● Problem to work on
Pick out every line holding the string "with" and copy it.

(Lines of data)
────────────────────────────────────────

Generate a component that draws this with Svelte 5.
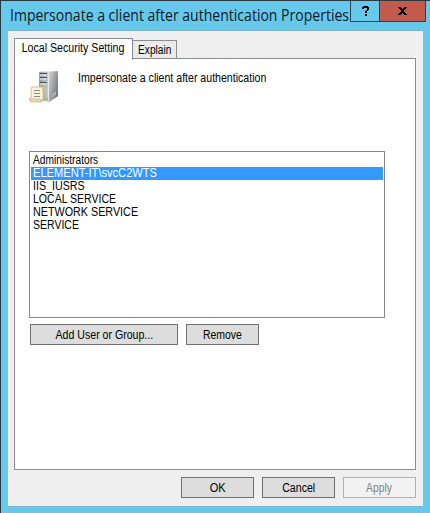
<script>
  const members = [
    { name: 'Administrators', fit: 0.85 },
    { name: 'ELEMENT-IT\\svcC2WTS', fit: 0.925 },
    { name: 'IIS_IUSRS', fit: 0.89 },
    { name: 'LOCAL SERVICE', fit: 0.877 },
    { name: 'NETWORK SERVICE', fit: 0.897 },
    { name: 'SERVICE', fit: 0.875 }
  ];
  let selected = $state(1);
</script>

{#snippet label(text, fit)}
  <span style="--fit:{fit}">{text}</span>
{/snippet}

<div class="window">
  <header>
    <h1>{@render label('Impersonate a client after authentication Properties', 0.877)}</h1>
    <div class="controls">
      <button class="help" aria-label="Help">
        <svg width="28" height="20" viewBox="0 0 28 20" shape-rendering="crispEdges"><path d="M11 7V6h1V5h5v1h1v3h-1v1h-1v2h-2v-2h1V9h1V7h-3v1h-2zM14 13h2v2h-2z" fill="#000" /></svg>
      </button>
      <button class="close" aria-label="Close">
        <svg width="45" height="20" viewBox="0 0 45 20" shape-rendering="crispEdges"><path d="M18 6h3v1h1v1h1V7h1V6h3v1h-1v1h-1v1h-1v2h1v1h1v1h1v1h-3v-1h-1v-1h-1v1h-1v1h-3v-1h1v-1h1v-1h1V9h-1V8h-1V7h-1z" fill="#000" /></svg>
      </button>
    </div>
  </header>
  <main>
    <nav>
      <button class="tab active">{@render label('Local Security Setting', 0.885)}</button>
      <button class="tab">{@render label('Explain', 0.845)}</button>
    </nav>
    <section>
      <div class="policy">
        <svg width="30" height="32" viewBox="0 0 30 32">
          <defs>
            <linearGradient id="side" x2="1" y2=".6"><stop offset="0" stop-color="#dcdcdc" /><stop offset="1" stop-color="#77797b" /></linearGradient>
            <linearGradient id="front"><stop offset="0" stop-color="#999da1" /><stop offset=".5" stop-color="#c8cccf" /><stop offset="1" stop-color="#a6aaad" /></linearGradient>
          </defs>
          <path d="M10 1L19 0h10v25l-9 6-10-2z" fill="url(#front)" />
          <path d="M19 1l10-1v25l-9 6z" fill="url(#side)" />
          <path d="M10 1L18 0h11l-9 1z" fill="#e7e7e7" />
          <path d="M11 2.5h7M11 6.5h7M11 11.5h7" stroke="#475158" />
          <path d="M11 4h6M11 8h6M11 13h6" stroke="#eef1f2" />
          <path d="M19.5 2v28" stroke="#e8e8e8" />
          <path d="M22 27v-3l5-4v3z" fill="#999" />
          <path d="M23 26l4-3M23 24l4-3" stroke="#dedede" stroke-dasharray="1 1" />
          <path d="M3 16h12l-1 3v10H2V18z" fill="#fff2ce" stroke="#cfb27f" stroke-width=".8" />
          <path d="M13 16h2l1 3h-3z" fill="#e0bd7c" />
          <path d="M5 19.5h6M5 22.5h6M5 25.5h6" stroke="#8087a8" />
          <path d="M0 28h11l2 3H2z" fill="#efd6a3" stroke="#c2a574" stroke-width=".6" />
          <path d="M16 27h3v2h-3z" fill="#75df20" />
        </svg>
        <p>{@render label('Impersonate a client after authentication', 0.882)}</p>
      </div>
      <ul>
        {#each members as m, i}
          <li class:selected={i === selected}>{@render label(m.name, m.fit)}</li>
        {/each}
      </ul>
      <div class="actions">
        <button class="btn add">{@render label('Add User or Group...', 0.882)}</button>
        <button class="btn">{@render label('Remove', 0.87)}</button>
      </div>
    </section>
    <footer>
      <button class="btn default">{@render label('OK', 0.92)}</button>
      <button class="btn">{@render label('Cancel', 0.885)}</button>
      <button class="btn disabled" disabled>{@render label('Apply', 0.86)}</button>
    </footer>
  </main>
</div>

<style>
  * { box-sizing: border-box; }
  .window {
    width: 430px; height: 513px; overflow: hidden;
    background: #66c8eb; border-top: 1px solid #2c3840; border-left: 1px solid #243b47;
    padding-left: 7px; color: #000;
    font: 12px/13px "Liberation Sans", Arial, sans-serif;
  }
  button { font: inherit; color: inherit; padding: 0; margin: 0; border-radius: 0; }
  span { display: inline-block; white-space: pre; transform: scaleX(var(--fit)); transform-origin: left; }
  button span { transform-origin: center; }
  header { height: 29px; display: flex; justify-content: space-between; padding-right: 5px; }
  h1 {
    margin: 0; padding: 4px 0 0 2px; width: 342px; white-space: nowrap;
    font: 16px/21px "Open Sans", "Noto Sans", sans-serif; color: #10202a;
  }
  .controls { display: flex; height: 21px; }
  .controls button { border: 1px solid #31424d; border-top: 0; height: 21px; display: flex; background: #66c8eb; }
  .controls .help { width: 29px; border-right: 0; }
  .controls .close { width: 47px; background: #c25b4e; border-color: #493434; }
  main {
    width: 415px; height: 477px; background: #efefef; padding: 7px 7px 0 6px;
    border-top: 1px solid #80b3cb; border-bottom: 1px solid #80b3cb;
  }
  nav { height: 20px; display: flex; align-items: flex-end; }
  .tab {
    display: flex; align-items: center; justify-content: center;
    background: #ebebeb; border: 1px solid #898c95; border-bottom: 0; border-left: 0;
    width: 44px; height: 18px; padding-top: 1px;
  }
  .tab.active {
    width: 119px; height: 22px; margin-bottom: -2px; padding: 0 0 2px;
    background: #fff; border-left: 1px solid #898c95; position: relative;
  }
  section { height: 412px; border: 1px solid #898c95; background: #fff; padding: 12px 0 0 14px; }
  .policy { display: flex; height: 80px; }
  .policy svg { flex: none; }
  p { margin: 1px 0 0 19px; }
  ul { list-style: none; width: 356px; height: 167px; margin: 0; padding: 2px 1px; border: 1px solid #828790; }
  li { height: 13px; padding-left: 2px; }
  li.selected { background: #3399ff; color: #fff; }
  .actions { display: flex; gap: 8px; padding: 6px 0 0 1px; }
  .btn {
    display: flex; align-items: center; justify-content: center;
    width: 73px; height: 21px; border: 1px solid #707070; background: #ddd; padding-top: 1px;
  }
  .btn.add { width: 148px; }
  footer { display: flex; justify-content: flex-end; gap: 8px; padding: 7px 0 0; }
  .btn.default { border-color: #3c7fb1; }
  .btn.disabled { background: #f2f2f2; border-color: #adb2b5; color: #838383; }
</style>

────────────────────────────────────────

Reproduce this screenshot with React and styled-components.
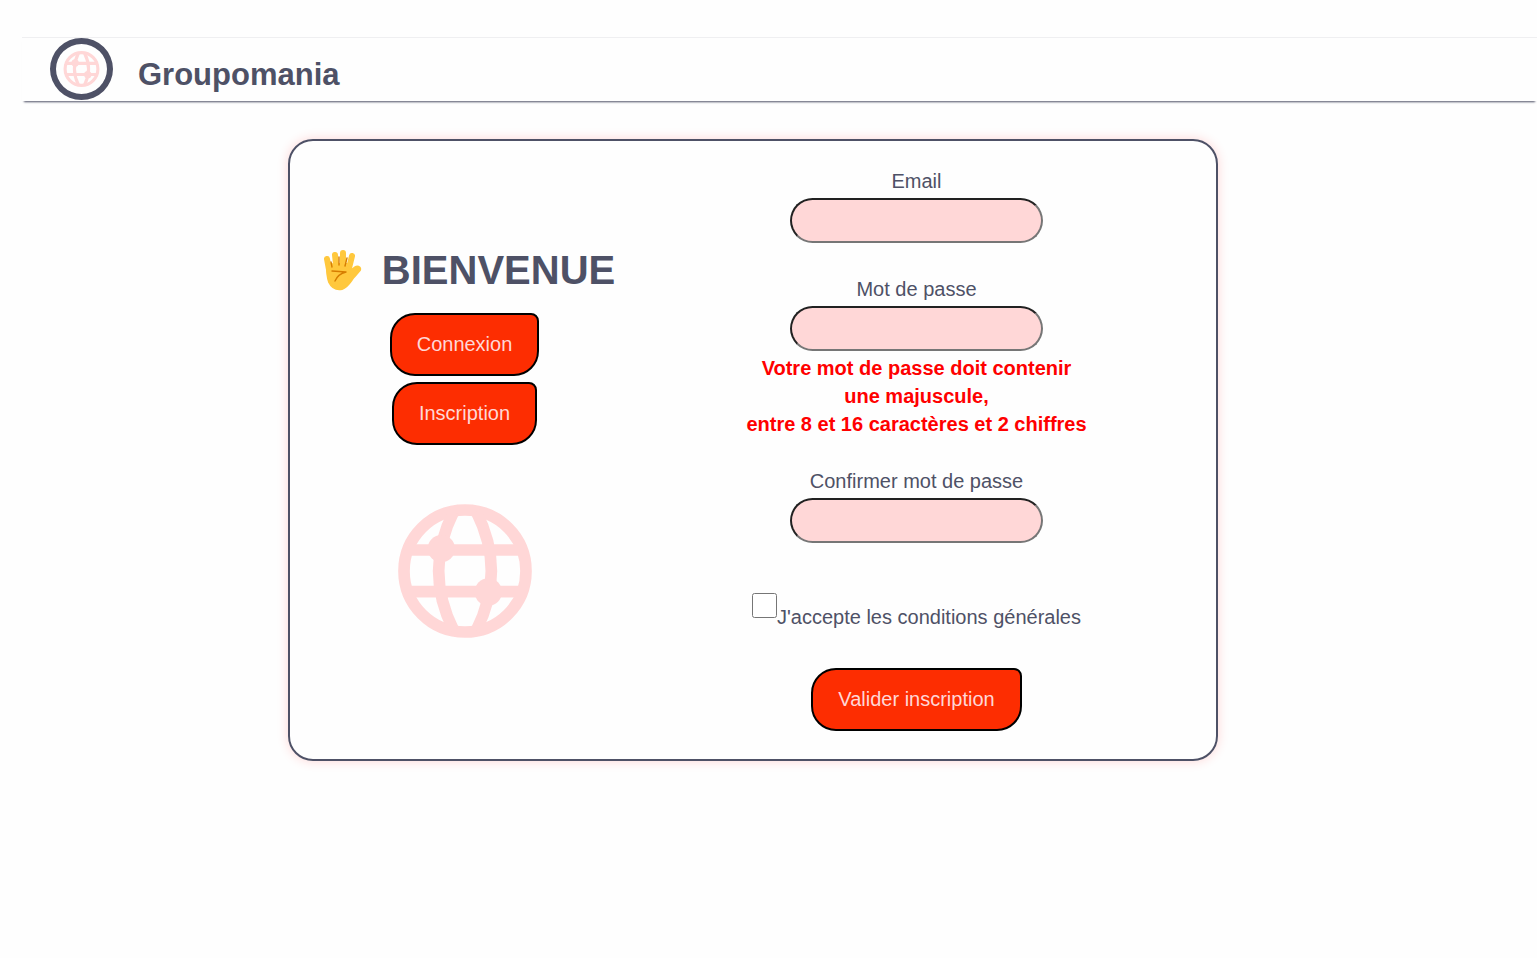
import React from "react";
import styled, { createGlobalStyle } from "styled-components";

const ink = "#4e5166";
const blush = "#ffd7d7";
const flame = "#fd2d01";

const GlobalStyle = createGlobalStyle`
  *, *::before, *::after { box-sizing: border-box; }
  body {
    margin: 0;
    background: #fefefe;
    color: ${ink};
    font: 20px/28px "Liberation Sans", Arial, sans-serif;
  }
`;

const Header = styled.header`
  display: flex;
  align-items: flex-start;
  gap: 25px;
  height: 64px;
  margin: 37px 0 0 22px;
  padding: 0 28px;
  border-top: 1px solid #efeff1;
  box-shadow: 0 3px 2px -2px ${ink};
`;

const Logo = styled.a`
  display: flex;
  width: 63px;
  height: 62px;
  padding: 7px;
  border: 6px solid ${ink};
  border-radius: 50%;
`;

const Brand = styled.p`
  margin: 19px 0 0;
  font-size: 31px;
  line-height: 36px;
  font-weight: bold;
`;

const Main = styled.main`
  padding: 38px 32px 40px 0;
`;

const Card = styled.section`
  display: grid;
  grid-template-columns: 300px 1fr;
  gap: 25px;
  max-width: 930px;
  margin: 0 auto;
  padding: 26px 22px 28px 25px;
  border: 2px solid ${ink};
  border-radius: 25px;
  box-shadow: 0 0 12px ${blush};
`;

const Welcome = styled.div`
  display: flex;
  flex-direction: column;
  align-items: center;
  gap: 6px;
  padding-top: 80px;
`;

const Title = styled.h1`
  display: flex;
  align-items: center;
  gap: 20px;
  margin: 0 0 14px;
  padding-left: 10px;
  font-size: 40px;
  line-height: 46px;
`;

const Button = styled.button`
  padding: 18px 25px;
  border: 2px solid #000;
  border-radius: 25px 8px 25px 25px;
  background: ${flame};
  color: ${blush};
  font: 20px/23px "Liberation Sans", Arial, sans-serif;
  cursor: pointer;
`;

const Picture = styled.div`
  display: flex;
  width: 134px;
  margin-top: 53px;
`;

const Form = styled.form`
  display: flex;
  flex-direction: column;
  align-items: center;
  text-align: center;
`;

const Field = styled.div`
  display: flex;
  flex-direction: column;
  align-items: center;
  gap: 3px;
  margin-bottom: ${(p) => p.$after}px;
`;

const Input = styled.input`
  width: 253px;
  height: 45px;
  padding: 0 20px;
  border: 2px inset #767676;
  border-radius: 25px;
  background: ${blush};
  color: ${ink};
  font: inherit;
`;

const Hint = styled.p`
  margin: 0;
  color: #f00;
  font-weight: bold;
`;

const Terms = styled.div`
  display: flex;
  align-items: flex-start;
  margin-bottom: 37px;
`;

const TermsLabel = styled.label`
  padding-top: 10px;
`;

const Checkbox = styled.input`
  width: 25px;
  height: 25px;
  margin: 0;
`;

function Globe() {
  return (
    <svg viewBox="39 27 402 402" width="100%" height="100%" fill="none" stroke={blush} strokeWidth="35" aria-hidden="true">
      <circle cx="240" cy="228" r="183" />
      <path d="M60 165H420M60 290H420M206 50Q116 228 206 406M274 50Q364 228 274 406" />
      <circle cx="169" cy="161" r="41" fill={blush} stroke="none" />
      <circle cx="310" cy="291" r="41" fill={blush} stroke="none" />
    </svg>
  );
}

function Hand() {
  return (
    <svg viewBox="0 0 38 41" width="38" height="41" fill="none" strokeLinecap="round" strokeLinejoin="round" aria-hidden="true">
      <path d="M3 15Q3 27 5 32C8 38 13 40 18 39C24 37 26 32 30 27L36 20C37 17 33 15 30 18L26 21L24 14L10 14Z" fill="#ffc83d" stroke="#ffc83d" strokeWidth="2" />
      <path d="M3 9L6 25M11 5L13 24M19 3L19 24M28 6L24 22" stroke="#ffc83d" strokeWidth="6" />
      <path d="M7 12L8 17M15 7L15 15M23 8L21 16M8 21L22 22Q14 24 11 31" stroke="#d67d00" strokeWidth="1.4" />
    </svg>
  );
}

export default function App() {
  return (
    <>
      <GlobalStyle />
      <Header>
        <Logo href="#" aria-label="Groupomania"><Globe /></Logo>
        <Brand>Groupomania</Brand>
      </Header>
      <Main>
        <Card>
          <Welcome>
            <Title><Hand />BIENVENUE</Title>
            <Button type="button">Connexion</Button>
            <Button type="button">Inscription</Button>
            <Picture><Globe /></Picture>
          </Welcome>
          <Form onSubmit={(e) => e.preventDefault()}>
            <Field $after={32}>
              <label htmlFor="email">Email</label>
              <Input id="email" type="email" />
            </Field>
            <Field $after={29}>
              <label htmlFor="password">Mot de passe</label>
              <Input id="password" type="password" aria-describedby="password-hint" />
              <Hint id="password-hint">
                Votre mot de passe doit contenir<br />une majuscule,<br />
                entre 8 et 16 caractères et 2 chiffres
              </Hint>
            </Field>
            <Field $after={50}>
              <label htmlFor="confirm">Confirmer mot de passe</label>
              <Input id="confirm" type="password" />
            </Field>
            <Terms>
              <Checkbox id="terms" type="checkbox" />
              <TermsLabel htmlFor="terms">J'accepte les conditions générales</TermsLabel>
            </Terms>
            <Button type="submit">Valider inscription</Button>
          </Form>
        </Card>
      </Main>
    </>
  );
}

────────────────────────────────────────

● Exercise response
Generate a component that draws this with Svelte 5.
Reproduce this screenshot with React and styled-components.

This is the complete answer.